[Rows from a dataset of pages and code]
[BEGIN]

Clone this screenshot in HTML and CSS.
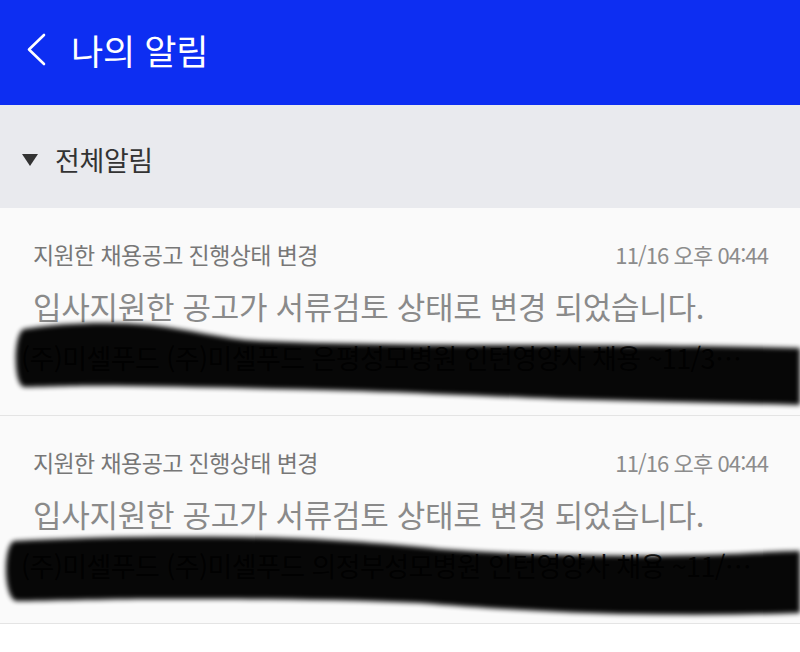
FILE: index.html
```html
<!DOCTYPE html>
<html lang="ko">
<head>
<meta charset="utf-8">
<title>나의 알림</title>
<link rel="stylesheet" href="styles.css">
</head>
<body>
<header class="appbar">
  <svg class="back" width="24" height="36" viewBox="0 0 24 36" aria-hidden="true">
    <path d="M18 3 L3 17.5 L18 32" fill="none" stroke="#fff" stroke-width="2.6" stroke-linecap="round" stroke-linejoin="round"/>
  </svg>
  <h1 class="title">나의 알림</h1>
</header>
<section class="filter">
  <span class="tri"></span>
  <span class="filter-label">전체알림</span>
</section>
<ul class="list">
  <li class="item">
    <div class="row-top">
      <span class="cat">지원한 채용공고 진행상태 변경</span>
      <span class="time">11/16 오후 04:44</span>
    </div>
    <p class="msg">입사지원한 공고가 서류검토 상태로 변경 되었습니다.</p>
    <p class="sub">(주)미셀푸드 (주)미셀푸드 은평성모병원 인턴영양사 채용 ~11/3…</p>
    <svg class="scribble" width="800" height="208" viewBox="0 0 800 208" aria-hidden="true">
      <defs><filter id="b1" x="-5%" y="-20%" width="110%" height="140%"><feGaussianBlur stdDeviation="2.6"/></filter></defs>
      <path filter="url(#b1)" fill="#050505" d="M24 121 C60 115 110 113 150 117 C190 121 220 131 260 133 C330 136 420 137 520 137 C620 137 720 138 800 140 L800 197 C720 195 640 193 560 191 C480 188 420 185 360 183 C280 181 200 179 130 178 C80 177 40 179 24 179 C13 177 13 125 24 121 Z"/>
    </svg>
  </li>
  <li class="item">
    <div class="row-top">
      <span class="cat">지원한 채용공고 진행상태 변경</span>
      <span class="time">11/16 오후 04:44</span>
    </div>
    <p class="msg">입사지원한 공고가 서류검토 상태로 변경 되었습니다.</p>
    <p class="sub">(주)미셀푸드 (주)미셀푸드 의정부성모병원 인턴영양사 채용 ~11/…</p>
    <svg class="scribble" width="800" height="208" viewBox="0 0 800 208" aria-hidden="true">
      <defs><filter id="b2" x="-5%" y="-20%" width="110%" height="140%"><feGaussianBlur stdDeviation="2.6"/></filter></defs>
      <path filter="url(#b2)" fill="#050505" d="M14 125 C80 121 160 120 240 121 C320 122 380 127 440 133 C520 139 620 141 700 139 C740 138 780 135 800 135 L800 197 C740 199 680 199 620 198 C540 196 470 191 420 187 C340 183 240 183 160 183 C100 183 50 185 16 185 C3 181 3 129 14 125 Z"/>
    </svg>
  </li>
</ul>
</body>
</html>
```

FILE: styles.css
```css
* { box-sizing: border-box; }
html, body { margin: 0; padding: 0; }
body {
  width: 800px;
  height: 652px;
  overflow: hidden;
  background: #ffffff;
  font-family: "Noto Sans CJK KR", "Noto Sans", sans-serif;
}
.appbar {
  height: 105px;
  background: #0d2ef2;
  display: flex;
  align-items: center;
  padding: 0 0 6px 26px;
}
.back { display: block; flex: none; }
.title {
  margin: 0 0 0 21px;
  font-size: 35px;
  font-weight: 400;
  color: #ffffff;
  line-height: 40px;
  letter-spacing: -0.3px;
}
.filter {
  height: 103px;
  background: #e9eaee;
  display: flex;
  align-items: center;
  padding: 6px 0 0 22px;
}
.tri {
  width: 0;
  height: 0;
  border-left: 8px solid transparent;
  border-right: 8px solid transparent;
  border-top: 12px solid #333333;
  margin-right: 17px;
}
.filter-label {
  font-size: 27px;
  color: #333333;
  line-height: 34px;
  letter-spacing: -0.4px;
}
.list { list-style: none; margin: 0; padding: 0; }
.item {
  position: relative;
  overflow: hidden;
  height: 208px;
  background: #fafafa;
  border-bottom: 1px solid #e4e4e4;
  padding: 30px 32px 0 33px;
}
.row-top {
  display: flex;
  justify-content: space-between;
  align-items: center;
  height: 32px;
}
.cat {
  font-size: 23px;
  color: #777777;
  letter-spacing: -0.6px;
}
.time {
  font-size: 22px;
  color: #8c8c8c;
  letter-spacing: -0.9px;
}
.msg {
  margin: 16px 0 0;
  font-size: 31px;
  line-height: 40px;
  color: #8a8a8a;
  letter-spacing: -0.3px;
  white-space: nowrap;
}
.sub {
  margin: 16px 0 0 -12px;
  font-size: 27px;
  line-height: 32px;
  color: #222222;
  white-space: nowrap;
  letter-spacing: -0.6px;
}
.scribble {
  position: absolute;
  left: 0;
  top: 0;
  opacity: 0.97;
}
```
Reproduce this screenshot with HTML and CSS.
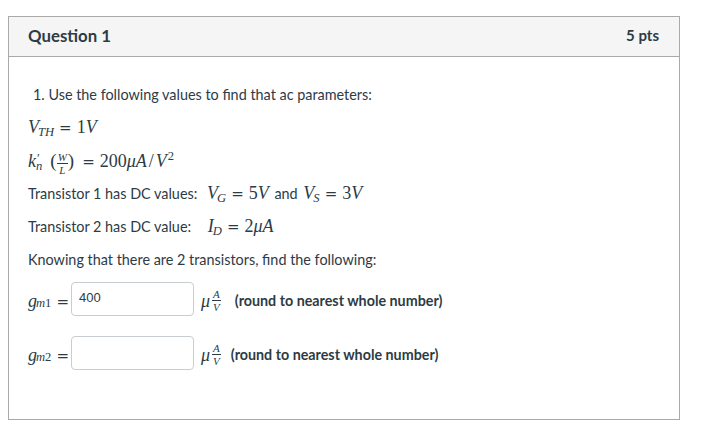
FILE: index.html
```html
<!DOCTYPE html>
<html>
<head>
<meta charset="utf-8">
<link rel="stylesheet" href="styles.css">
</head>
<body>
<div class="card">
  <div class="card-header">
    <span class="title">Question 1</span>
    <span class="pts">5 pts</span>
  </div>
  <div class="card-body">
    <p class="item">1. Use the following values to find that ac parameters:</p>
    <p><span class="m"><i>V</i><sub class="sb"><i>TH</i></sub><span class="eq">=</span>1<i>V</i></span></p>
    <p><span class="m"><i>k</i><span class="ss"><span class="ss-sup">′</span><span class="ss-sub"><i>n</i></span></span><span class="paren lp">(</span><span class="frac small"><span class="num"><i>W</i></span><span class="den"><i>L</i></span></span><span class="paren">)</span><span class="eq">=</span>200<i>μA</i><span class="slash">/</span><i>V</i><sup class="sp">2</sup></span></p>
    <p>Transistor 1 has DC values: <span class="m gap-l"><i>V</i><sub class="sb"><i>G</i></sub><span class="eq">=</span>5<i>V</i></span> <span class="gap-and">and</span> <span class="m"><i>V</i><sub class="sb"><i>S</i></sub><span class="eq">=</span>3<i>V</i></span></p>
    <p>Transistor 2 has DC value: <span class="m gap-l2"><i>I</i><sub class="sb"><i>D</i></sub><span class="eq">=</span>2<i>μA</i></span></p>
    <p>Knowing that there are 2 transistors, find the following:</p>
    <div class="answer-row">
      <span class="m lbl"><i>g</i><sub class="sb"><i>m</i>1</sub><span class="eq">=</span></span>
      <input class="answer" type="text" value="400">
      <span class="m unit"><i>μ</i><span class="frac small"><span class="num"><i>A</i></span><span class="den"><i>V</i></span></span></span>
      <span class="note first">(round to nearest whole number)</span>
    </div>
    <div class="answer-row">
      <span class="m lbl"><i>g</i><sub class="sb"><i>m</i>2</sub><span class="eq">=</span></span>
      <input class="answer" type="text" value="">
      <span class="m unit"><i>μ</i><span class="frac small"><span class="num"><i>A</i></span><span class="den"><i>V</i></span></span></span>
      <span class="note">(round to nearest whole number)</span>
    </div>
  </div>
</div>
</body>
</html>
```
FILE: styles.css
```css
html, body {
  margin: 0;
  padding: 0;
  background: #ffffff;
}
body {
  padding: 16px 31px 0 8px;
  font-family: Lato, "Liberation Sans", sans-serif;
  color: #2d3b45;
  font-size: 14.4px;
}
.card {
  width: 672px;
  box-sizing: border-box;
  border: 1px solid #a9a9a9;
  height: 404px;
}
.card-header {
  background: #f5f5f5;
  border-bottom: 1px solid #a9a9a9;
  height: 40px;
  box-sizing: border-box;
  display: flex;
  align-items: center;
  justify-content: space-between;
  padding: 0 20px 3px 19px;
}
.title {
  font-weight: bold;
  font-size: 16.8px;
  color: #2d3b45;
}
.pts {
  font-weight: bold;
  font-size: 15px;
  color: #2d3b45;
}
.card-body {
  padding: 15px 19px 0 19px;
}
.card-body p {
  margin: 12px 0;
  line-height: 21px;
  height: 21px;
}
.item {
  padding-left: 5px;
}
.m {
  font-family: "Liberation Serif", "DejaVu Serif", serif;
  font-size: 18px;
  white-space: nowrap;
}
.m i {
  font-style: italic;
}
.sb {
  font-size: 12.6px;
  vertical-align: -3px;
  line-height: 0;
  margin-left: -1px;
}
.sp {
  font-size: 12.6px;
  vertical-align: 7px;
  line-height: 0;
  margin-left: 1px;
}
.eq {
  font-family: "DejaVu Serif", serif;
  font-size: 15px;
  margin: 0 5px;
}
.slash {
  margin: 0 2px;
}
.ss {
  display: inline-flex;
  flex-direction: column;
  vertical-align: 5px;
  line-height: 8px;
  font-size: 12.6px;
}
.ss-sup {
  margin-left: 1px;
}
.paren {
  margin: 0;
  font-size: 19px;
}
.paren.lp {
  margin-left: 8px;
}
.frac {
  display: inline-flex;
  flex-direction: column;
  align-items: center;
  vertical-align: 6px;
  line-height: 9px;
}
.frac.small {
  font-size: 11px;
}
.frac .num {
  border-bottom: 1px solid #2d3b45;
  padding: 0 1px 1px;
}
.frac .den {
  padding: 2px 1px 0;
}
.paren + .eq {
  margin-left: 8px;
}
.gap-l {
  margin-left: 6px;
}
.gap-l2 {
  margin-left: 13px;
}
.gap-and {
  margin: 0 2px;
}
.answer-row {
  display: flex;
  align-items: center;
  height: 34px;
  margin: 0 0 20px 0;
}
.lbl {
  display: inline-flex;
  align-items: baseline;
  margin-top: 4px;
}
.lbl .eq {
  margin: 0 2px 0 5px;
}
.answer {
  width: 123px;
  height: 34px;
  box-sizing: border-box;
  border: 1px solid #c7cdd1;
  border-radius: 4px;
  padding: 0 7px 4px;
  font-family: "Liberation Sans", Arial, sans-serif;
  font-size: 13px;
  color: #2d3b45;
  margin: 0;
  background: #fff;
}
.unit {
  margin-left: 7px;
  display: inline-flex;
  align-items: center;
  margin-top: 4px;
}
.unit .frac {
  margin-left: 2px;
}
.note {
  font-weight: bold;
  font-size: 14.3px;
  margin-left: 10px;
  margin-top: 2px;
}
.note.first {
  margin-left: 14px;
}
```
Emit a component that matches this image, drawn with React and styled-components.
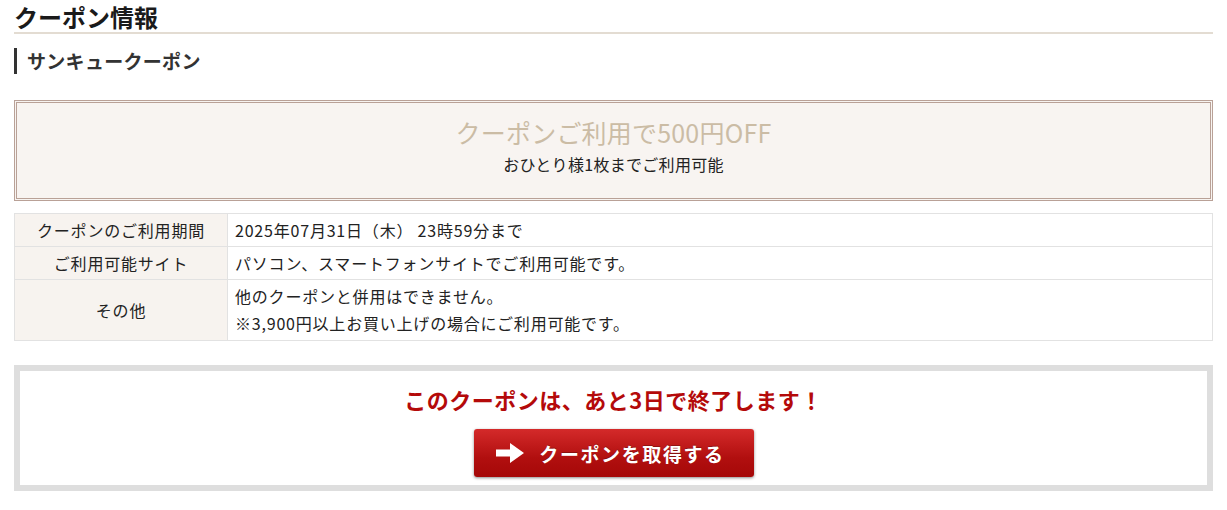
import styled, { createGlobalStyle } from "styled-components";

const GlobalStyle = createGlobalStyle`
  body {
    margin: 0;
    background: #fff;
    font-family: "Noto Sans CJK JP", "Noto Sans", sans-serif;
    color: #222;
  }
`;

const Page = styled.div`
  padding: 0 14px;
`;

const Title = styled.h2`
  margin: 0;
  padding-top: 1px;
  font-size: 24px;
  line-height: 31px;
  font-weight: 700;
  color: #1a1a1a;
  border-bottom: 2px solid #e3dcd2;
`;

const SubTitle = styled.h3`
  margin: 14px 0 0;
  padding-left: 10px;
  border-left: 3px solid #333;
  font-size: 19px;
  line-height: 26px;
  font-weight: 700;
  color: #333;
  letter-spacing: 0.3px;
`;

const CouponBox = styled.div`
  margin-top: 26px;
  height: 101px;
  box-sizing: border-box;
  border: 3px double #b9a197;
  background: #f8f4f1;
  display: flex;
  flex-direction: column;
  align-items: center;
  justify-content: center;
  gap: 5px;
`;

const Amount = styled.div`
  font-size: 25px;
  line-height: 32px;
  color: #cbbca5;
  margin-top: -11px;
  letter-spacing: 0.2px;
`;

const Limit = styled.div`
  font-size: 16px;
  line-height: 22px;
  color: #222;
  letter-spacing: 0.3px;
`;

const Table = styled.table`
  margin-top: 12px;
  width: 100%;
  border-collapse: collapse;
  font-size: 16px;
  letter-spacing: 0.8px;
  color: #222;
`;

const Th = styled.th`
  width: 212px;
  font-weight: 400;
  background: #f7f3ef;
  border: 1px solid #e2e2e2;
  text-align: center;
  padding: 0;
  height: 32px;
`;

const Td = styled.td`
  border: 1px solid #e2e2e2;
  padding: ${({ $multi }) => ($multi ? "3px 7px 3px" : "0 7px")};
  line-height: ${({ $multi }) => ($multi ? "27px" : "32px")};
`;

const EndBox = styled.div`
  margin-top: 24px;
  border: 6px solid #dedede;
  height: 126px;
  box-sizing: border-box;
  display: flex;
  flex-direction: column;
  align-items: center;
  padding-top: 13px;
`;

const Warning = styled.div`
  font-size: 22px;
  line-height: 30px;
  font-weight: 700;
  color: #b40a0a;
  letter-spacing: 0.5px;
`;

const GetButton = styled.button`
  margin-top: 15px;
  width: 280px;
  height: 48px;
  border: none;
  border-radius: 3px;
  background: linear-gradient(#d42a2a, #b10f0f 60%, #a50808);
  box-shadow: 0 1px 3px rgba(0, 0, 0, 0.45);
  color: #fff;
  font-family: inherit;
  font-size: 19px;
  font-weight: 700;
  letter-spacing: 1.6px;
  display: flex;
  align-items: center;
  justify-content: center;
  gap: 15px;
  padding-right: 12px;
  cursor: pointer;
  text-shadow: 0 -1px 0 rgba(0, 0, 0, 0.25);
`;

function ArrowIcon() {
  return (
    <svg width="28" height="20" viewBox="0 0 28 20">
      <path d="M0 6.5h14V0l14 10-14 10v-6.5H0z" fill="#fff" />
    </svg>
  );
}

export default function App() {
  return (
    <>
      <GlobalStyle />
      <Page>
        <Title>クーポン情報</Title>
        <SubTitle>サンキュークーポン</SubTitle>
        <CouponBox>
          <Amount>クーポンご利用で500円OFF</Amount>
          <Limit>おひとり様1枚までご利用可能</Limit>
        </CouponBox>
        <Table>
          <tbody>
            <tr>
              <Th>クーポンのご利用期間</Th>
              <Td>2025年07月31日（木） 23時59分まで</Td>
            </tr>
            <tr>
              <Th>ご利用可能サイト</Th>
              <Td>パソコン、スマートフォンサイトでご利用可能です。</Td>
            </tr>
            <tr>
              <Th>その他</Th>
              <Td $multi>
                他のクーポンと併用はできません。
                <br />
                ※3,900円以上お買い上げの場合にご利用可能です。
              </Td>
            </tr>
          </tbody>
        </Table>
        <EndBox>
          <Warning>このクーポンは、あと3日で終了します！</Warning>
          <GetButton>
            <ArrowIcon />
            クーポンを取得する
          </GetButton>
        </EndBox>
      </Page>
    </>
  );
}
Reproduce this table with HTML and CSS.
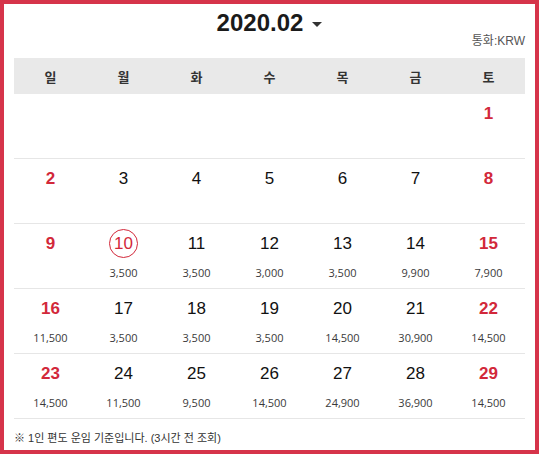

[END]

**DIRECTIVE**: Show all lines in the entries above where the string "this" appears.

**EXERCISE RESULT**:
Clone this screenshot in HTML and CSS.
Reproduce this screenshot with HTML and CSS.
Emit a component that matches this image, drawn with React and styled-components.
Reproduce this table with HTML and CSS.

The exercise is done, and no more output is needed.